> Instruction: Pictures stay out of this copy, which runs from the first line of the material through the line containing "const RANGES = ['当日', '近一周', '近一月', '近三月', '自定义']".

> Collected material:
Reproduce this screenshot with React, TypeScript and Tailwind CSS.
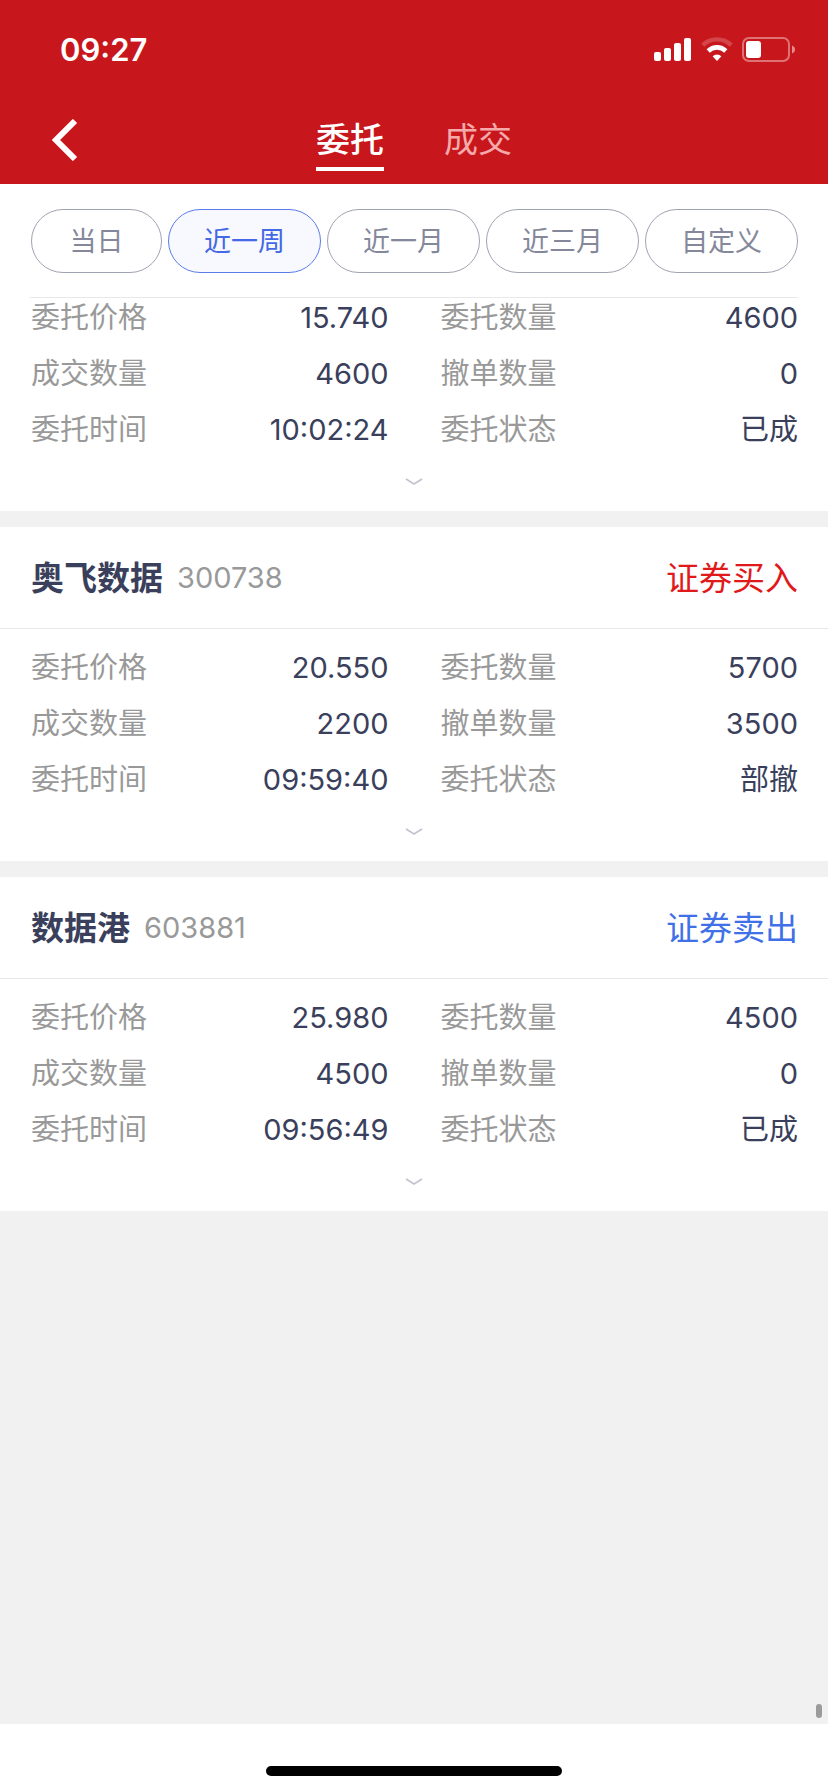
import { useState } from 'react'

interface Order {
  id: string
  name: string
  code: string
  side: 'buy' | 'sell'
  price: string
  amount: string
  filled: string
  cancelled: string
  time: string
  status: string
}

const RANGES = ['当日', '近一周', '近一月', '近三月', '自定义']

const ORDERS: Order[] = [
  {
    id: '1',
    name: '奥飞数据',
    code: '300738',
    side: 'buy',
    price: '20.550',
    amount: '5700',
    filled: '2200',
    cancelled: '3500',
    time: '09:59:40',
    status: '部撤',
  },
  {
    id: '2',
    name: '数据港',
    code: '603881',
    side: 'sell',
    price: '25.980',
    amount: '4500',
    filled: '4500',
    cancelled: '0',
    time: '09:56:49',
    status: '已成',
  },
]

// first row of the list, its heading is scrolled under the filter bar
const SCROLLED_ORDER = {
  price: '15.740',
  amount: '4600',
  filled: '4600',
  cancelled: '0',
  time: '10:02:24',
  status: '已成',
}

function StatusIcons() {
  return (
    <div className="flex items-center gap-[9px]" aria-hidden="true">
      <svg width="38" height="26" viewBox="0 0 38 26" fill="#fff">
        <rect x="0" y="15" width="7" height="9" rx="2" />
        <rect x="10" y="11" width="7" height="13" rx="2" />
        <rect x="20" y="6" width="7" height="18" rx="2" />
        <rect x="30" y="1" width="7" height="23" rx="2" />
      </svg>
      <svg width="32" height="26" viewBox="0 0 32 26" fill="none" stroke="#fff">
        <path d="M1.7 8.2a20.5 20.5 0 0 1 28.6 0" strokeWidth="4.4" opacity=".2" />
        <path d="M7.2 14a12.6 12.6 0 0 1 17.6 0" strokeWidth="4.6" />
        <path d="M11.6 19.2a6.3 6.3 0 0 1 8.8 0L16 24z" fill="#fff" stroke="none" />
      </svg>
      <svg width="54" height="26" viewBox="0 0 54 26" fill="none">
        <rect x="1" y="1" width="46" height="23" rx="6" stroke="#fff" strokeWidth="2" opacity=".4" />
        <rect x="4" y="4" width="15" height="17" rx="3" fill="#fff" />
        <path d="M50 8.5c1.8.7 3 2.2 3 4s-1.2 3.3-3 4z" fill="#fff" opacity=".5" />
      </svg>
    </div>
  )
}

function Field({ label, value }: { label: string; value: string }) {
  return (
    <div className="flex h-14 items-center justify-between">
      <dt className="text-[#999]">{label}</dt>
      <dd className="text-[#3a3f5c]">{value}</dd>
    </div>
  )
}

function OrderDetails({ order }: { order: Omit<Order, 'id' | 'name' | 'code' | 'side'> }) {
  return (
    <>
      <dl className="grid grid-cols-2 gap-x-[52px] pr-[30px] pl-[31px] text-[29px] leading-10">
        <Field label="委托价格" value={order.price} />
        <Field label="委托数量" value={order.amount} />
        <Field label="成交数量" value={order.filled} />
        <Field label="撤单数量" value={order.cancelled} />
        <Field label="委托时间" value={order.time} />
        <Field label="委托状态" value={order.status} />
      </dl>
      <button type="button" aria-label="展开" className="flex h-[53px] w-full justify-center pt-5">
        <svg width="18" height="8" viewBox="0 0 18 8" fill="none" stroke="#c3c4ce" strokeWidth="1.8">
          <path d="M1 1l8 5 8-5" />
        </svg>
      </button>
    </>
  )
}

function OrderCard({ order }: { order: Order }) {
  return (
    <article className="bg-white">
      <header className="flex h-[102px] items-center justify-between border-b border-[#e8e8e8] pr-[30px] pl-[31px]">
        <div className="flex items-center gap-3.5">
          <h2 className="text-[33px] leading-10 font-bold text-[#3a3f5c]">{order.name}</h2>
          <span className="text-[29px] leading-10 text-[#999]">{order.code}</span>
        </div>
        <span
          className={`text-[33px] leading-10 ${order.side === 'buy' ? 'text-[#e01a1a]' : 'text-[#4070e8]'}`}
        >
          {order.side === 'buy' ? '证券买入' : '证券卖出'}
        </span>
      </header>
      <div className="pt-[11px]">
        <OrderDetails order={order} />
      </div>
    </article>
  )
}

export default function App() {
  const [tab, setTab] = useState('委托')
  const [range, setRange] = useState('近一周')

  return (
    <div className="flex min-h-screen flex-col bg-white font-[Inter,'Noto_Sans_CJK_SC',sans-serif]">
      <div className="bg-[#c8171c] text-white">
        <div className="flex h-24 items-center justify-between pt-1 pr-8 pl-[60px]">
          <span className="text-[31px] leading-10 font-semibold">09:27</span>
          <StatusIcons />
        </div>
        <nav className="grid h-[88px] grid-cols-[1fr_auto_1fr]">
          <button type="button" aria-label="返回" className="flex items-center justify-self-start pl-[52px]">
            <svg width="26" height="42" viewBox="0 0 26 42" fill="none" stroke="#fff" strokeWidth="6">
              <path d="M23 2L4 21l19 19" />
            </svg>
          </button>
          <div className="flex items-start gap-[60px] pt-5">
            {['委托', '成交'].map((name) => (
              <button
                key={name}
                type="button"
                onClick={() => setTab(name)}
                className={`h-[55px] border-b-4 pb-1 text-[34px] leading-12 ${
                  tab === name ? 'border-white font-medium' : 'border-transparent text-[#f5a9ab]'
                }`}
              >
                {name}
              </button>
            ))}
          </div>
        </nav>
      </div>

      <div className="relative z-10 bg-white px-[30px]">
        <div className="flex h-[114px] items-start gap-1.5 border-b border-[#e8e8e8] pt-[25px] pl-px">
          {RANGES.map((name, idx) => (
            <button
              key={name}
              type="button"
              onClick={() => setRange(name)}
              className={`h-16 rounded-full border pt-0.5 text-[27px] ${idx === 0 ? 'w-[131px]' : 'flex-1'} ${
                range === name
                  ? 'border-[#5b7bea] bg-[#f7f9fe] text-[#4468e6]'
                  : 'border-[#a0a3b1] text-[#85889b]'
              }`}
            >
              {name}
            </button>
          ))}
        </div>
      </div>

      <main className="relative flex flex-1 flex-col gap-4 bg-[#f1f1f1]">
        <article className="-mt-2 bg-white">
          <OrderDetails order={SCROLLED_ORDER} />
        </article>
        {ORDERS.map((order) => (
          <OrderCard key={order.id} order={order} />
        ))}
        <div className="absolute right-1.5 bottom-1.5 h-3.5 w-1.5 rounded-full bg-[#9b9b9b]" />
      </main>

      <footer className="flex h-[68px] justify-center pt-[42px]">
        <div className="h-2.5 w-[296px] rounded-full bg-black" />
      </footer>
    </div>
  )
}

> Exercise output:
Reproduce this screenshot with React, TypeScript and Tailwind CSS.
import { useState } from 'react'

interface Order {
  id: string
  name: string
  code: string
  side: 'buy' | 'sell'
  price: string
  amount: string
  filled: string
  cancelled: string
  time: string
  status: string
}

const RANGES = ['当日', '近一周', '近一月', '近三月', '自定义']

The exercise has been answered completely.